Rampersaud told Stabroek Business that allied to the sluggish performance of the New Amsterdam economy was the steady rise in the cost of living. He said that while there had been instances of increased prices for consumer goods “many households are now fulfilling an obligation to a commercial bank for property mortgages, soft loans, vehicle bill-of-sales etc, so their previously held disposable income has been reduced.” He said the vast majority of residents complain of high taxes, the “burdensome” nature of the levels of the value-added tax and what is often the hidden cost of doing business.”
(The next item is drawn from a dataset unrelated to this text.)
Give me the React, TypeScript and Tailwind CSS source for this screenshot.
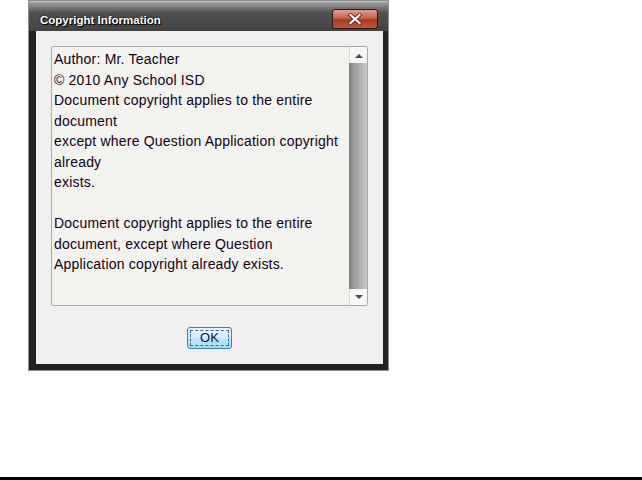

Meanwhile, according to Rampersaud, commercial banks have been engaging in aggressive competition with each other “to provide loans for persons desirous of capital for business creation.” He added, however, that many of the banks customers are “repeat customers” since potential first-time borrowers are unable to qualify for loans for major capital investment. “I suspect that most of their loans now are either to micro or small scale investments,” Rampersaud said.
Accordingly, the Chamber President is advocating that government revisit the creation of a lending facility to help farmers finance their ventures at rates of interest that are favourable compared with those of commercial banks.